▶ [Your instructions] Exactly as written, quote every line that follows, skipping the images.

▶ [Available data]
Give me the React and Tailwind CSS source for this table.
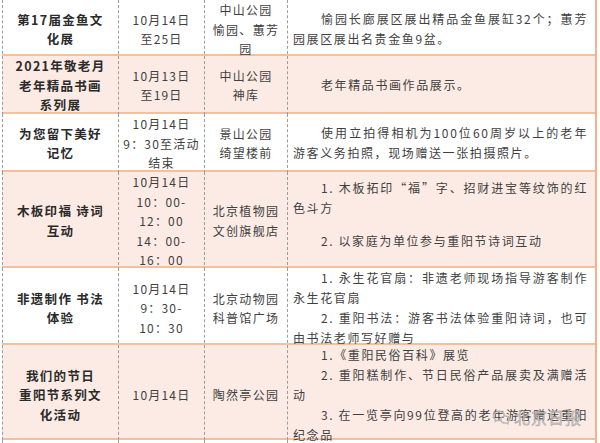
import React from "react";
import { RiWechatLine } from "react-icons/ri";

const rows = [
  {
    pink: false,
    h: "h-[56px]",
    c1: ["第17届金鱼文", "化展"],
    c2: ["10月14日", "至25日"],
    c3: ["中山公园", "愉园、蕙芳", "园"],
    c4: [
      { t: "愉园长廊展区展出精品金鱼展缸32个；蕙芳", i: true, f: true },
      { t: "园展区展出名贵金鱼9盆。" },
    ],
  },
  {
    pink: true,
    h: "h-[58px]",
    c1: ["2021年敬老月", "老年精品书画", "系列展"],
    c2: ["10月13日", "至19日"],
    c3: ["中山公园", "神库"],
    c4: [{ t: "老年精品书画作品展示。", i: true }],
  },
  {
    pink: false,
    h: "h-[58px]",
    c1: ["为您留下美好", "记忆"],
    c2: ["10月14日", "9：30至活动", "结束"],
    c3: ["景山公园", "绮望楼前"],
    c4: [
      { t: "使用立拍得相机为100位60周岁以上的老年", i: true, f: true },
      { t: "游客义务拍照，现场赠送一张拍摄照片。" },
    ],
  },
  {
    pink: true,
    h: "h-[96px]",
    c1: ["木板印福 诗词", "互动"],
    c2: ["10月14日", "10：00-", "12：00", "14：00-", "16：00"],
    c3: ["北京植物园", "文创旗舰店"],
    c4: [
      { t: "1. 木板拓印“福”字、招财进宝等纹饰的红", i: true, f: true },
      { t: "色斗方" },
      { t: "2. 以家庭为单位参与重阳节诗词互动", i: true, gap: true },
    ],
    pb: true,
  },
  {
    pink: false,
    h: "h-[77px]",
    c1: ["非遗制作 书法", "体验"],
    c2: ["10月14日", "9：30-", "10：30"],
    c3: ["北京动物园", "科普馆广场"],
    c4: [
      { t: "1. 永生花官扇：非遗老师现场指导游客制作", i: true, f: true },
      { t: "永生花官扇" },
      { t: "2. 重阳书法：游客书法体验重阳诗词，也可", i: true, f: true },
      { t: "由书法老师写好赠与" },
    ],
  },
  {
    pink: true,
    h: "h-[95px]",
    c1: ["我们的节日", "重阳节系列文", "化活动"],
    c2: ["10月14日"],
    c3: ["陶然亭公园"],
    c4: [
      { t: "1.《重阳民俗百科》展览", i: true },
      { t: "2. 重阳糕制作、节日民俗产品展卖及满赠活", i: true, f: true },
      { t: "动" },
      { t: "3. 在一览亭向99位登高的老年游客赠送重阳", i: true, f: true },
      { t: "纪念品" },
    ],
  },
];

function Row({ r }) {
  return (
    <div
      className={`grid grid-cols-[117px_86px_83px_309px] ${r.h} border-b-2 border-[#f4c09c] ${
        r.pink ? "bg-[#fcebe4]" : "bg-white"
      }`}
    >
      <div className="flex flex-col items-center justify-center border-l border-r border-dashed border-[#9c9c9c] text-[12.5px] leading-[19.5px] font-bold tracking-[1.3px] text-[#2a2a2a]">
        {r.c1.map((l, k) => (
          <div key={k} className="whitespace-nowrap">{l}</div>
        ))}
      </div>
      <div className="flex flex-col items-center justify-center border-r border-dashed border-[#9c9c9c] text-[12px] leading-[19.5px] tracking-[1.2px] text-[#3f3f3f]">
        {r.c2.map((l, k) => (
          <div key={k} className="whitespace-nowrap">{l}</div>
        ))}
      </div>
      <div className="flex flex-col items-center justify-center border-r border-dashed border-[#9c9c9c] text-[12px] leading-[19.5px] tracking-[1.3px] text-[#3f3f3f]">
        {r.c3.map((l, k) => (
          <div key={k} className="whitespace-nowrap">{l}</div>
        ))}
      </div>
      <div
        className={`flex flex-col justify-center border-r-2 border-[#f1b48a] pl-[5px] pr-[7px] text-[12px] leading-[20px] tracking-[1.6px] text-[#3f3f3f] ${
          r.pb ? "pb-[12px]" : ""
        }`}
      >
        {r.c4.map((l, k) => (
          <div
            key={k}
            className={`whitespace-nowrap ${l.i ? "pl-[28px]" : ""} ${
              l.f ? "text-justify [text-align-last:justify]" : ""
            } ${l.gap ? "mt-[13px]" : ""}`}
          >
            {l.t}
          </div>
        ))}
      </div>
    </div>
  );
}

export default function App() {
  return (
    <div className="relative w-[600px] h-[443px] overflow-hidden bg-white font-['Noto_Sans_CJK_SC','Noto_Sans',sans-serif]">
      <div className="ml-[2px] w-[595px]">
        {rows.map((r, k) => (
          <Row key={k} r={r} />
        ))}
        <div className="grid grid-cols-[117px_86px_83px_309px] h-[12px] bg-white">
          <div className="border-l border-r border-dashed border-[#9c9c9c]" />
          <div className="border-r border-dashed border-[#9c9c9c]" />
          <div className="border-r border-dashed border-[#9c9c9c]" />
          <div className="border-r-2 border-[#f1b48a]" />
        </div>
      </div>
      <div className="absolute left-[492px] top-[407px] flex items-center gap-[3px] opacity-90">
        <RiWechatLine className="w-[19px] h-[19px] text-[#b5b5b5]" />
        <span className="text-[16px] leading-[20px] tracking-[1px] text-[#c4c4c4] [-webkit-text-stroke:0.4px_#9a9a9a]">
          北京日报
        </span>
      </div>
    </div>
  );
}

▶ [Solution to the exercise]
Give me the React and Tailwind CSS source for this table.
import React from "react";
import { RiWechatLine } from "react-icons/ri";

const rows = [
  {
    pink: false,
    h: "h-[56px]",
    c1: ["第17届金鱼文", "化展"],
    c2: ["10月14日", "至25日"],
    c3: ["中山公园", "愉园、蕙芳", "园"],
    c4: [
      { t: "愉园长廊展区展出精品金鱼展缸32个；蕙芳", i: true, f: true },
      { t: "园展区展出名贵金鱼9盆。" },
    ],
  },
  {
    pink: true,
    h: "h-[58px]",
    c1: ["2021年敬老月", "老年精品书画", "系列展"],
    c2: ["10月13日", "至19日"],
    c3: ["中山公园", "神库"],
    c4: [{ t: "老年精品书画作品展示。", i: true }],
  },
  {
    pink: false,
    h: "h-[58px]",
    c1: ["为您留下美好", "记忆"],
    c2: ["10月14日", "9：30至活动", "结束"],
    c3: ["景山公园", "绮望楼前"],
    c4: [
      { t: "使用立拍得相机为100位60周岁以上的老年", i: true, f: true },
      { t: "游客义务拍照，现场赠送一张拍摄照片。" },
    ],
  },
  {
    pink: true,
    h: "h-[96px]",
    c1: ["木板印福 诗词", "互动"],
    c2: ["10月14日", "10：00-", "12：00", "14：00-", "16：00"],
    c3: ["北京植物园", "文创旗舰店"],
    c4: [
      { t: "1. 木板拓印“福”字、招财进宝等纹饰的红", i: true, f: true },
      { t: "色斗方" },
      { t: "2. 以家庭为单位参与重阳节诗词互动", i: true, gap: true },
    ],
    pb: true,
  },
  {
    pink: false,
    h: "h-[77px]",
    c1: ["非遗制作 书法", "体验"],
    c2: ["10月14日", "9：30-", "10：30"],
    c3: ["北京动物园", "科普馆广场"],
    c4: [
      { t: "1. 永生花官扇：非遗老师现场指导游客制作", i: true, f: true },
      { t: "永生花官扇" },
      { t: "2. 重阳书法：游客书法体验重阳诗词，也可", i: true, f: true },
      { t: "由书法老师写好赠与" },
    ],
  },
  {
    pink: true,
    h: "h-[95px]",
    c1: ["我们的节日", "重阳节系列文", "化活动"],
    c2: ["10月14日"],
    c3: ["陶然亭公园"],
    c4: [
      { t: "1.《重阳民俗百科》展览", i: true },
      { t: "2. 重阳糕制作、节日民俗产品展卖及满赠活", i: true, f: true },
      { t: "动" },
      { t: "3. 在一览亭向99位登高的老年游客赠送重阳", i: true, f: true },
      { t: "纪念品" },
    ],
  },
];

function Row({ r }) {
  return (
    <div
      className={`grid grid-cols-[117px_86px_83px_309px] ${r.h} border-b-2 border-[#f4c09c] ${
        r.pink ? "bg-[#fcebe4]" : "bg-white"
      }`}
    >
      <div className="flex flex-col items-center justify-center border-l border-r border-dashed border-[#9c9c9c] text-[12.5px] leading-[19.5px] font-bold tracking-[1.3px] text-[#2a2a2a]">
        {r.c1.map((l, k) => (
          <div key={k} className="whitespace-nowrap">{l}</div>
        ))}
      </div>
      <div className="flex flex-col items-center justify-center border-r border-dashed border-[#9c9c9c] text-[12px] leading-[19.5px] tracking-[1.2px] text-[#3f3f3f]">
        {r.c2.map((l, k) => (
          <div key={k} className="whitespace-nowrap">{l}</div>
        ))}
      </div>
      <div className="flex flex-col items-center justify-center border-r border-dashed border-[#9c9c9c] text-[12px] leading-[19.5px] tracking-[1.3px] text-[#3f3f3f]">
        {r.c3.map((l, k) => (
          <div key={k} className="whitespace-nowrap">{l}</div>
        ))}
      </div>
      <div
        className={`flex flex-col justify-center border-r-2 border-[#f1b48a] pl-[5px] pr-[7px] text-[12px] leading-[20px] tracking-[1.6px] text-[#3f3f3f] ${
          r.pb ? "pb-[12px]" : ""
        }`}
      >
        {r.c4.map((l, k) => (
          <div
            key={k}
            className={`whitespace-nowrap ${l.i ? "pl-[28px]" : ""} ${
              l.f ? "text-justify [text-align-last:justify]" : ""
            } ${l.gap ? "mt-[13px]" : ""}`}
          >
            {l.t}
          </div>
        ))}
      </div>
    </div>
  );
}

export default function App() {
  return (
    <div className="relative w-[600px] h-[443px] overflow-hidden bg-white font-['Noto_Sans_CJK_SC','Noto_Sans',sans-serif]">
      <div className="ml-[2px] w-[595px]">
        {rows.map((r, k) => (
          <Row key={k} r={r} />
        ))}
        <div className="grid grid-cols-[117px_86px_83px_309px] h-[12px] bg-white">
          <div className="border-l border-r border-dashed border-[#9c9c9c]" />
          <div className="border-r border-dashed border-[#9c9c9c]" />
          <div className="border-r border-dashed border-[#9c9c9c]" />
          <div className="border-r-2 border-[#f1b48a]" />
        </div>
      </div>
      <div className="absolute left-[492px] top-[407px] flex items-center gap-[3px] opacity-90">
        <RiWechatLine className="w-[19px] h-[19px] text-[#b5b5b5]" />
        <span className="text-[16px] leading-[20px] tracking-[1px] text-[#c4c4c4] [-webkit-text-stroke:0.4px_#9a9a9a]">
          北京日报
        </span>
      </div>
    </div>
  );
}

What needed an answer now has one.